• [Problem statement]:
Find each line with the string "this" and report it.

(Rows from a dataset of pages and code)
________________

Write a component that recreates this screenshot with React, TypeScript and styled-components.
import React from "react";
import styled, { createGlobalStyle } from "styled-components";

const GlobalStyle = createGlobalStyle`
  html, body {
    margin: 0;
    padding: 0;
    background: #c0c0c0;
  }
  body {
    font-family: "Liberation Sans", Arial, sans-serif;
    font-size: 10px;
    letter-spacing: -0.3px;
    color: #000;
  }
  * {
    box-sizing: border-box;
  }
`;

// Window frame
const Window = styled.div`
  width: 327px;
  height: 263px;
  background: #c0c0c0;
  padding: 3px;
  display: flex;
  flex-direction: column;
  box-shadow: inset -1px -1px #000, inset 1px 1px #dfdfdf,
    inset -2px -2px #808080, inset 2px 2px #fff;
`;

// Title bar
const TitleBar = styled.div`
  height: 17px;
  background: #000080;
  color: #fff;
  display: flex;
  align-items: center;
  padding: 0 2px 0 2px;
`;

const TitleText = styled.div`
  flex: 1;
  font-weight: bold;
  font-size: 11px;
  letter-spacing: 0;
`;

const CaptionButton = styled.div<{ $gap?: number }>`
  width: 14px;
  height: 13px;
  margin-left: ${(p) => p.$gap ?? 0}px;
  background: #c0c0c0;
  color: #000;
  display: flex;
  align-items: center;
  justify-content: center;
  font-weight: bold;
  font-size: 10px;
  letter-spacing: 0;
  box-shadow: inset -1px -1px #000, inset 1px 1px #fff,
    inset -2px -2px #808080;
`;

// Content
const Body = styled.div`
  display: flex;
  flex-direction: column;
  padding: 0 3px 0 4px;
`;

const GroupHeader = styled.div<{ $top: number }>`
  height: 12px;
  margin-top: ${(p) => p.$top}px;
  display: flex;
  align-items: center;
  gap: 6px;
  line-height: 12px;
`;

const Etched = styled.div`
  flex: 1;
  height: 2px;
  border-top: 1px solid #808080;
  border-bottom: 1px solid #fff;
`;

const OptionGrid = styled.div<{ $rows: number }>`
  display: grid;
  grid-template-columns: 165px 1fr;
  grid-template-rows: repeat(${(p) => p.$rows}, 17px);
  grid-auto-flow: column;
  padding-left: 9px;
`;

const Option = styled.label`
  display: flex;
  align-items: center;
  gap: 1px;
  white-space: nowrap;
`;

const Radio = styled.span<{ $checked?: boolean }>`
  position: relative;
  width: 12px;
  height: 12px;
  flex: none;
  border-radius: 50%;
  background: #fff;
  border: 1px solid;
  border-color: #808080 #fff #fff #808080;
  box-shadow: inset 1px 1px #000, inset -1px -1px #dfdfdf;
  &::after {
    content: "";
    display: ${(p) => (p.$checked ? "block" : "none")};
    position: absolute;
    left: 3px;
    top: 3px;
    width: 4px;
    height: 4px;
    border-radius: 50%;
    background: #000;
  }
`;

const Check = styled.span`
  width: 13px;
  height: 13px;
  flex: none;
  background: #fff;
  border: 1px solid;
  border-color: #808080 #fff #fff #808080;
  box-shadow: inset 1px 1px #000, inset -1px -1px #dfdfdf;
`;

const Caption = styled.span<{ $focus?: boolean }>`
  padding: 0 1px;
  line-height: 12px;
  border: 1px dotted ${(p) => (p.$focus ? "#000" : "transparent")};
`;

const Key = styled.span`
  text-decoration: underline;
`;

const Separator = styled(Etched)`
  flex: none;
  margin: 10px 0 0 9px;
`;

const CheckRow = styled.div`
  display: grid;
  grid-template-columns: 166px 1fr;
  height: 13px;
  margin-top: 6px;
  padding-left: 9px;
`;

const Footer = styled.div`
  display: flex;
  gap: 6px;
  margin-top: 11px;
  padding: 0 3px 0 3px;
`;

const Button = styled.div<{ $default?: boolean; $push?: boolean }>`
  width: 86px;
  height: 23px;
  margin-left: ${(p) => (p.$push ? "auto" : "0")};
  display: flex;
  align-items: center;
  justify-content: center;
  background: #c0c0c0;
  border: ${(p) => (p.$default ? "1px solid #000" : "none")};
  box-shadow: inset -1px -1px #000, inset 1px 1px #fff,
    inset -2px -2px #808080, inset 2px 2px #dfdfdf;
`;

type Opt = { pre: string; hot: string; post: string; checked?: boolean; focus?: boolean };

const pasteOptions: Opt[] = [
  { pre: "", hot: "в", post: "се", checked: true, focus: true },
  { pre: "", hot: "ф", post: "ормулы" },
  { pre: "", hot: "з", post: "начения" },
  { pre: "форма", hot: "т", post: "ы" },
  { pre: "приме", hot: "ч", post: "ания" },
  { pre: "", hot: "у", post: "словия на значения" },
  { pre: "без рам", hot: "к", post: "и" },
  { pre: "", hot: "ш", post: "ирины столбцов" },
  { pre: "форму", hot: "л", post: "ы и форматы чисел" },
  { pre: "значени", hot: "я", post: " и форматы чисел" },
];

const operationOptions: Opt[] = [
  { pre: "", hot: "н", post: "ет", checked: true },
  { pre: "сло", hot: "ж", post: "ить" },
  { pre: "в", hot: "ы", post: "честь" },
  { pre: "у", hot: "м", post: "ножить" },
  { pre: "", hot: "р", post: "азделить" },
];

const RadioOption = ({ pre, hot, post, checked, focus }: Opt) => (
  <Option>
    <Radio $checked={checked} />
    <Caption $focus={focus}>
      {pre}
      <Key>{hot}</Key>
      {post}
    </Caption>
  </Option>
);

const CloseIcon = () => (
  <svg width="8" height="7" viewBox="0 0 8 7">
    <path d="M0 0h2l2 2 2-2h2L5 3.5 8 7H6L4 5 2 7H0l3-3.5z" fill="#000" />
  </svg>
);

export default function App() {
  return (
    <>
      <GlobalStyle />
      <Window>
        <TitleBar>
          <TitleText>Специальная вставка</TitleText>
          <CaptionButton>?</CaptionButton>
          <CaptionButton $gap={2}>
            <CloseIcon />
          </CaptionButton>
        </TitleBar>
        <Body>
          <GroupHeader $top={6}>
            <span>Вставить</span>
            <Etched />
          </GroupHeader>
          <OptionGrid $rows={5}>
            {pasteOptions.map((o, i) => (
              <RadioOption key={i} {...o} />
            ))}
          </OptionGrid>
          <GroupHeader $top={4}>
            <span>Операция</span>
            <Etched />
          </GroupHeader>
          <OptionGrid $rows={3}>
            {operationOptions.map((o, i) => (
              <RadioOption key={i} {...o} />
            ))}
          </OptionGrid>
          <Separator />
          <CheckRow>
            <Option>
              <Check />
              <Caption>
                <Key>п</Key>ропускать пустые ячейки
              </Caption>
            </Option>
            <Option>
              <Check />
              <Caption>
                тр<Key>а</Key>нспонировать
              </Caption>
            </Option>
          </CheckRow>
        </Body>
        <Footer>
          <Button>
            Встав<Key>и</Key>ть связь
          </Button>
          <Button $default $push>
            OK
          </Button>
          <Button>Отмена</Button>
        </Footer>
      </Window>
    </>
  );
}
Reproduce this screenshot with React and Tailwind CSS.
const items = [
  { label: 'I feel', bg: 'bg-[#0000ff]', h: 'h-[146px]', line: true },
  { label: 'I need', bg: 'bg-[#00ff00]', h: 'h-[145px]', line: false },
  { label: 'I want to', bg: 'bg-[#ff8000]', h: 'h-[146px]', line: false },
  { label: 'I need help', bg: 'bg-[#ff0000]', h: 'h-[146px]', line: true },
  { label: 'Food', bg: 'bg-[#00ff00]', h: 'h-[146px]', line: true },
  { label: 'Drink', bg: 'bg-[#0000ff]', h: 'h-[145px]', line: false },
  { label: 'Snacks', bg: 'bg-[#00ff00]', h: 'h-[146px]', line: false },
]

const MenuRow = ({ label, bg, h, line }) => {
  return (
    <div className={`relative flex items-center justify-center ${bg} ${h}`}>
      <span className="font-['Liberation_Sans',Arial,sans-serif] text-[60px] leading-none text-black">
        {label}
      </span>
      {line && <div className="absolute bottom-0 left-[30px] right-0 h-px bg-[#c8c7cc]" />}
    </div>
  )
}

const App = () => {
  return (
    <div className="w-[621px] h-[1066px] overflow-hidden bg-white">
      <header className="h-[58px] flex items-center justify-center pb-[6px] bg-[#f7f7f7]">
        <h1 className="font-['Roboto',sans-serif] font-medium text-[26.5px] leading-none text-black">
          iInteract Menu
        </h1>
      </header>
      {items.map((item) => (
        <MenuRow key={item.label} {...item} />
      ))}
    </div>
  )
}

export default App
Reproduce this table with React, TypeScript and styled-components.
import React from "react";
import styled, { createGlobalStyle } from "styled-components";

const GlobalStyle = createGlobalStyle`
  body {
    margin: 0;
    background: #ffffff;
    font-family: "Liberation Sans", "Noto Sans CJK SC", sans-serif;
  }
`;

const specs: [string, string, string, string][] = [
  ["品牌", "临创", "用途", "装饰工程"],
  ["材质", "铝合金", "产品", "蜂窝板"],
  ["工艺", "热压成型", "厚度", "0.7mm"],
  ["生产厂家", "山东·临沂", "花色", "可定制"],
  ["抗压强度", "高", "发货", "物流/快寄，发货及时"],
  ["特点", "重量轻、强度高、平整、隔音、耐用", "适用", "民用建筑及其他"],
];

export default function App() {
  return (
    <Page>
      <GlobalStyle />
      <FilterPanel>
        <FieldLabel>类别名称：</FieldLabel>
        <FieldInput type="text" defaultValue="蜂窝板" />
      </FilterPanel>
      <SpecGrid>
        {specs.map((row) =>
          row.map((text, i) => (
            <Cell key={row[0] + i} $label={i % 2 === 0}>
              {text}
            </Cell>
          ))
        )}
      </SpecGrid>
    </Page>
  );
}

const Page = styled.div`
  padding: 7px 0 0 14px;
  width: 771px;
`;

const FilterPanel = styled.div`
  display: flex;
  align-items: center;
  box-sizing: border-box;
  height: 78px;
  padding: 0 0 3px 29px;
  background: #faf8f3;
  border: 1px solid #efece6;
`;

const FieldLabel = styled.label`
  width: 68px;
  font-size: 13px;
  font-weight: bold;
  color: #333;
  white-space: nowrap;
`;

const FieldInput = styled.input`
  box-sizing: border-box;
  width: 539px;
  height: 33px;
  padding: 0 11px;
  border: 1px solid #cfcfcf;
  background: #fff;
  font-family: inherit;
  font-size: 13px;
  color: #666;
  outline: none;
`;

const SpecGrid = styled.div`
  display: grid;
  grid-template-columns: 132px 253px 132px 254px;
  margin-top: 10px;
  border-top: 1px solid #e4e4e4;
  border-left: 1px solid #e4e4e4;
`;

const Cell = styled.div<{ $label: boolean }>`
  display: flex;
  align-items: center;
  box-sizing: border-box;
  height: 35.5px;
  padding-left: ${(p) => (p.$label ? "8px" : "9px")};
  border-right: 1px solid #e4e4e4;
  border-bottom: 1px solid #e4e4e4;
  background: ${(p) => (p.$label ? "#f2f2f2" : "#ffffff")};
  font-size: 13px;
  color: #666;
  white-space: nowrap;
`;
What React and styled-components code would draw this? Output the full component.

________________

• [Reply]:
Write a component that recreates this screenshot with React, TypeScript and styled-components.
Reproduce this screenshot with React and Tailwind CSS.
Reproduce this table with React, TypeScript and styled-components.
What React and styled-components code would draw this? Output the full component.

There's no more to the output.